Butler will leave UMSL as one of the best players in school history. She was an honorable mention All-American last season and three times has been selected first-team All-Midwest Region and first team All-Great Lakes Valley Conference.
Her 3.52 grade-point average has helped her earn All-Academic honors as well in both the conference and district.
“That’s all attributed to the work she’s put in,” Levin said. “From a young age she’s been taught pretty well by her dad, who’s a teacher of the game. She developed that work ethic as a young player and continued to develop it through her college years.”
Along with a trail of power hitting has been the steady reminder of pain thanks to a right kneecap that slides in and out of place on a fairly regular basis. The kneecap popped out in a recent game against Bellarmine, leading to more discomfort.
The bothersome knee has slowed down her power totals — she hasn’t homered in 11 games — but not her will to squeeze every ounce of effort out of her senior season.
“I let it rest and get it back to normal before I go and play 100 percent,” said Butler, who gets her knee taped and also wears a brace for extra support. “It’s my senior year so there’s nothing going to stop me. I only have so many more left.

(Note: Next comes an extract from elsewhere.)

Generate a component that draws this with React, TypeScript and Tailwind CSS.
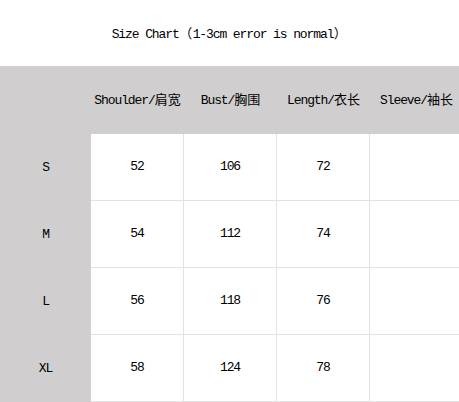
import React from 'react'

const cjk = "font-['Noto_Sans_CJK_SC',sans-serif] text-[13px] tracking-normal"
const paren = "inline-block w-[14px] text-center font-['Noto_Sans_CJK_SC',sans-serif] text-[13px] tracking-normal"

const columns = [
  { en: 'Shoulder/', zh: '肩宽' },
  { en: 'Bust/', zh: '胸围' },
  { en: 'Length/', zh: '衣长' },
  { en: 'Sleeve/', zh: '袖长' },
]

const rows = [
  { size: 'S', values: ['52', '106', '72', ''] },
  { size: 'M', values: ['54', '112', '74', ''] },
  { size: 'L', values: ['56', '118', '76', ''] },
  { size: 'XL', values: ['58', '124', '78', ''] },
]

export default function App() {
  return (
    <div className="w-[459px] h-[402px] overflow-hidden bg-white text-black font-['Liberation_Mono',monospace] text-[13px] tracking-[-1.1px]">
      {/* Title */}
      <div className="h-[66px] flex items-center justify-center pt-[2px]">
        <span>
          Size Chart<span className={paren}>（</span>1-3cm error is normal<span className={paren}>）</span>
        </span>
      </div>

      {/* Header */}
      <div className="flex h-[68px] w-[560px] bg-[#d0cecf] items-center">
        <div className="w-[91px] shrink-0" />
        {columns.map((col) => (
          <div key={col.en} className="w-[93px] shrink-0 text-center whitespace-nowrap">
            {col.en}
            <span className={cjk}>{col.zh}</span>
          </div>
        ))}
      </div>

      {/* Body */}
      {rows.map((row) => (
        <div key={row.size} className="flex h-[67px] w-[560px]">
          <div className="w-[91px] shrink-0 bg-[#d0cecf] flex items-center justify-center">
            {row.size}
          </div>
          {row.values.map((v, idx) => (
            <div
              key={idx}
              className="w-[93px] shrink-0 border-r border-b border-[#e3e3e3] flex items-center justify-center"
            >
              {v}
            </div>
          ))}
        </div>
      ))}
    </div>
  )
}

A lof of the strength and conditioning have helped me strengthen my legs up.”
Giving something back
Levin said Butler and star junior pitcher Hannah Perryman (29-3, 1.13 ERA), a finalist for national Division II Player of the Year, have helped set the tone for the team’s younger players along with senior catcher Madison Zbaraschuk and senior outfielder Katie Rutledge.
“When you get a couple people like that, that have been around the culture of winning, young people start to see that and it carries over,” Levin said. “The example that Brianna has set has been a prime example for young players.”
UMSL has two other metro-east players on the team in senior pitcher Brittni Chapman from Belleville East (17-3, 2.65 ERA) and sophomore pitcher Kelsey Bailey from Triad (1-0, 2.26 ERA).
Butler isn’t keeping all this softball knowledge and experience to herself. She has been active as a summer coach with the Collinsville Extreme 12-under travel team and plans on becoming a teacher and coach once she graduates.
That being said, she would like to postpone the end of her playing career for as long as possible.
“Softball’s been my world for the past 12 years,” she said. “It’s going to be extremely hard for me to adjust to a normal life. Every summer has been softball, I practice every day and do something softball-related every day. I’m going to have way too much free time, but I’m sure I’ll stay busy with coaching and everything else.”